The NDRC has been eager to deregulate oil prices, or at least to reduce the gap between world prices and domestic prices, but has been reluctant to do so up till now (the last price hike was, if I remember correctly, a 10% hike in October) because of the potential impact on inflation and inflationary expectations. Those who argue that Chinese inflation is largely a consequence of temporary food-supply shortages (the too-little-pork camp) are determined that until food supply comes back on line the greatest risk is that rising inflationary expectations lock China into a self-fulfilling cycle of rising inflation. China has aggressively implemented price freezes and tried to control rising prices so as to address the psychological impact of rising prices and prevent them from creeping into wages.
Those of us (the too-little-money camp) who believe that Chinese inflation is a monetary problem, caused by an inflating money supply – consequence of the forced purchase of capital and current account inflows by the PBoC – have never believed that price freezes will work. In our view they will simply cause inflation to shift to other goods and, in so doing, will distort demand in the market and encourage hoarding and shortages.
Either way, price freezes are expensive, and with food comprising so important a part of the consumer basket (officially 33% but probably much more), it seems that inflationary expectations may be forming anyway. Whether you believe inflation is caused by too little pork or too much money, at this point you have to be pretty pessimistic about the inflation trajectory for the rest of the year. Shang Ning told me yesterday that many of the local commentators who were effectively arguing two months ago that they expected average prices to peak in May and begin declining in June are now saying that they expect average prices to peak in September and begin declining in October. This is already at least the second or third time they’ve pushed back their expectations for the end of inflation – any bets on whether or not they will soon push the timing back again?

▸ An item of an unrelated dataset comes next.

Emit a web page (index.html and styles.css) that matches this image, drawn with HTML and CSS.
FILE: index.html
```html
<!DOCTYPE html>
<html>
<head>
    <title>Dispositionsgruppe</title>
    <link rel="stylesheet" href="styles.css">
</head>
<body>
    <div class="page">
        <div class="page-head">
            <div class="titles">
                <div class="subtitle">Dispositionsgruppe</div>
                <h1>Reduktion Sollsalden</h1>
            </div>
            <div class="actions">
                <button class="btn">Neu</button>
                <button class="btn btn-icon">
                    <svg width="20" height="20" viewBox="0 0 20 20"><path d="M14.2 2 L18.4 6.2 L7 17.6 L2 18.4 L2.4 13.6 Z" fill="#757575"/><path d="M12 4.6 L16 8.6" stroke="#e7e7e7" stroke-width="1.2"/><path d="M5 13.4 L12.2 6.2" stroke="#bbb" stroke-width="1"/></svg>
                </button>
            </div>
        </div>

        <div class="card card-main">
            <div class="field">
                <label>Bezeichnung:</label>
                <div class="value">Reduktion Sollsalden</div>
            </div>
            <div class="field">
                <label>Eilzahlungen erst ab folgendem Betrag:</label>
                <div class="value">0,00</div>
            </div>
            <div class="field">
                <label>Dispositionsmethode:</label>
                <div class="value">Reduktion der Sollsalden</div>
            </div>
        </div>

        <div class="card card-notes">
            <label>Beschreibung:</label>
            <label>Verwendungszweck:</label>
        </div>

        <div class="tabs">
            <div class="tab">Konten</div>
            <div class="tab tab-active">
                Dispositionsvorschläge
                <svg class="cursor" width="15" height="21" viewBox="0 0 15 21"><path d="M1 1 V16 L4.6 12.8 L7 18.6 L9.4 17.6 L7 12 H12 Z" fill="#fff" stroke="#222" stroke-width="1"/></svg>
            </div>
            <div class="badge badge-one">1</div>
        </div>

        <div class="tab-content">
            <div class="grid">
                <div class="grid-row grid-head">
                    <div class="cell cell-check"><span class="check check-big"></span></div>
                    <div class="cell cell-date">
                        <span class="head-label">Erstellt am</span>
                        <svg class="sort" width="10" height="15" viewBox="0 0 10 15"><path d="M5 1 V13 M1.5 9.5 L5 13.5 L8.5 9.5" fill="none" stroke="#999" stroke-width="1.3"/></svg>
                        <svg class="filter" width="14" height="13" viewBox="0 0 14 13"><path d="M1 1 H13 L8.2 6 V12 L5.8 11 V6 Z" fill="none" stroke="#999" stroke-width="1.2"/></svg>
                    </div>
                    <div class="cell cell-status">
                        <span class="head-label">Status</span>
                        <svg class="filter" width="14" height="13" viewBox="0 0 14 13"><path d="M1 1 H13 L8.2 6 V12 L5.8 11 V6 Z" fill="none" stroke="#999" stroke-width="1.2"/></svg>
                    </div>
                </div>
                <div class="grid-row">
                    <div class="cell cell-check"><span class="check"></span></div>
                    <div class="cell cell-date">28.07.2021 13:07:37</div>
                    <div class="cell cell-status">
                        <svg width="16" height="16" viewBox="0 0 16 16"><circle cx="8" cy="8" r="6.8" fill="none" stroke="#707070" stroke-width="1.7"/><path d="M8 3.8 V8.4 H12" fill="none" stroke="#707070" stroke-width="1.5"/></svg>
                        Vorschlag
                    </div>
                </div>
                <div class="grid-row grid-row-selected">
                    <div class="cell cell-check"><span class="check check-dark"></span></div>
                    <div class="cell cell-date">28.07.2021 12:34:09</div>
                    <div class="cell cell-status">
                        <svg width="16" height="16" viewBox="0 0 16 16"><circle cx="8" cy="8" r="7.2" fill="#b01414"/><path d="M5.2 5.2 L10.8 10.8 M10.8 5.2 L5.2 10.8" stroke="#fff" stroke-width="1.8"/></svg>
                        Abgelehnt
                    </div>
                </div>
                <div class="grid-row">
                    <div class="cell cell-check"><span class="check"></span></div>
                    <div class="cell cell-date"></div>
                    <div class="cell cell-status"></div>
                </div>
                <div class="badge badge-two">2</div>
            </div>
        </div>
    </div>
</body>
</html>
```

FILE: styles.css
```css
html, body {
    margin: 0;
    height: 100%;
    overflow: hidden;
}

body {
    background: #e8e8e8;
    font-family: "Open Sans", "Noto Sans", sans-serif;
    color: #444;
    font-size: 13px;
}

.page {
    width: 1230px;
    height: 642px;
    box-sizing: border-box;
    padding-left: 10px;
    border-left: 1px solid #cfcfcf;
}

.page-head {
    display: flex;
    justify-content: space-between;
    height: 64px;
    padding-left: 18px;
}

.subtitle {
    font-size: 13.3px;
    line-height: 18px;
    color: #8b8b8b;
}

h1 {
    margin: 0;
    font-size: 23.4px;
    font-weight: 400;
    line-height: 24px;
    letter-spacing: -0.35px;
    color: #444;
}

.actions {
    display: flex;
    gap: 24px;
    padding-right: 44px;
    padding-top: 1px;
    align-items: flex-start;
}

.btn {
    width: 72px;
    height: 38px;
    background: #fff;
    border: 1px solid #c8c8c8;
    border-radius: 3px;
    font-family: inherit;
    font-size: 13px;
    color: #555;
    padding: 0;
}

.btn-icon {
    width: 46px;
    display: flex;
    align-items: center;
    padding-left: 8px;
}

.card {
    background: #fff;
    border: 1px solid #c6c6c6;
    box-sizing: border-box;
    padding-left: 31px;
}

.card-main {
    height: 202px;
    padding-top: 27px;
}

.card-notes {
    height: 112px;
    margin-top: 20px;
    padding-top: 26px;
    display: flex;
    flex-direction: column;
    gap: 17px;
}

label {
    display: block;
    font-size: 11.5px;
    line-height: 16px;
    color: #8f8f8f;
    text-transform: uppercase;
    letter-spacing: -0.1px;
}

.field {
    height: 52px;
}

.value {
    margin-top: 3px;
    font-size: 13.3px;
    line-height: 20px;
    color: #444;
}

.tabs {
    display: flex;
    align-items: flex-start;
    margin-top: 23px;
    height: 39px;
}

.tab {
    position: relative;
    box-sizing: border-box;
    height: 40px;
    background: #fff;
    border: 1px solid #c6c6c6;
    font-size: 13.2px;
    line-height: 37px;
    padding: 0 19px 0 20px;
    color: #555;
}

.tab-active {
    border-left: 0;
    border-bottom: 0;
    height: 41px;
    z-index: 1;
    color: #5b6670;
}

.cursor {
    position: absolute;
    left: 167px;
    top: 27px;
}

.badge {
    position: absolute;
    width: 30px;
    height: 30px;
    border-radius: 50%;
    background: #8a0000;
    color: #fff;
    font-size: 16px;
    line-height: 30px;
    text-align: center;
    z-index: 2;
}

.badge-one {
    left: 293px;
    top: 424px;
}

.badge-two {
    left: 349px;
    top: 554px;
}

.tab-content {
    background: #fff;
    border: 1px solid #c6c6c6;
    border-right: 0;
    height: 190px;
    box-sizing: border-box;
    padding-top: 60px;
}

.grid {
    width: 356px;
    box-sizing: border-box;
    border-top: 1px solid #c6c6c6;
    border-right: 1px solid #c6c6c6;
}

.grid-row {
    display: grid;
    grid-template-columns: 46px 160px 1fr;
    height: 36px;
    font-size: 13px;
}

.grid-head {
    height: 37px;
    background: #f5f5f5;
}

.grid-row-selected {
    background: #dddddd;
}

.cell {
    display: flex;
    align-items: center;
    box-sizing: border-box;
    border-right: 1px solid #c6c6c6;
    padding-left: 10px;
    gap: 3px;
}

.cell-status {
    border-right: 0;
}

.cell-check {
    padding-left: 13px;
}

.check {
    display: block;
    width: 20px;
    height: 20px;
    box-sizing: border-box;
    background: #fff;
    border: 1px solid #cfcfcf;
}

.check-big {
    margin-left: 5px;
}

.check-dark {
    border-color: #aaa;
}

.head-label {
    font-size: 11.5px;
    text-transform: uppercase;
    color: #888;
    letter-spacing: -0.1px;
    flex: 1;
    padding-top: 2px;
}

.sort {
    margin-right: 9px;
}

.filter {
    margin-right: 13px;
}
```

What is the likelihood of the rumors of a hike in oil prices being true? It is hard to say, but these rumors have been around for a while, and in China policy tends to emerge first as rumor and only later as policy. The fact that smaller oil companies shot up yesterday, and larger oil companies today, suggests that there are at least some who believe very strongly in the rumors.
What about the timing of a relaxation of the price freeze – given the recent devastating earthquake and the country in mourning, is it likely that the authorities would engineer a price hike now? Part of me thinks that there might be enough anger and economic disruption over the earthquake for this not to be a good time to raise oil prices, but on the other hand I think there are at least two good reasons for the government to go ahead and raise prices now,
First, the impact of the earthquake on food production (Sichuan is not important in industry but is fairly important in agriculture, and is in fact the country’s largest pig producer) may have ended the authorities’ hopes that food prices will come down soon enough to prevent a sharp increase in inflationary expectations. In that case it is probably better to adjust oil and other prices now, rather than have them continue to distort energy use and be forced up anyway at some point in the future – this is maybe a variation on the idea that you should release all the bad news immediately and then release the good news in batches, so as to create the illusion of continuous improvement.
Second, the earthquake has caused a huge outpouring of nationalist fervor and support for the government, along with fierce criticism of anyone deemed not supportive enough (one of my nicest students told me today that he has been criticized for wearing a brightly-colored shirt, which is considered inappropriate under the circumstances), so the government may believe that it is easier to raise prices and make other tough moves now.
If the rumors are really right, and oil prices are about to be hiked, it may be good for oil companies but I don’t expect the rest of the market should surge in sympathy. On the contrary other stocks should get hit. Any meaningful increase in oil prices is certainly going to push CPI up, and as it does it will put even more pressure on the PBoC and the financial authorities to tighten monetary policies. Remember that after the run-up in stock prices after the earthquake, it was the Thursday PBoC Q1 report, with its warnings of excess growth and the need to tighten, that caused the market to turn around and begin its more than 6% decline from its peak.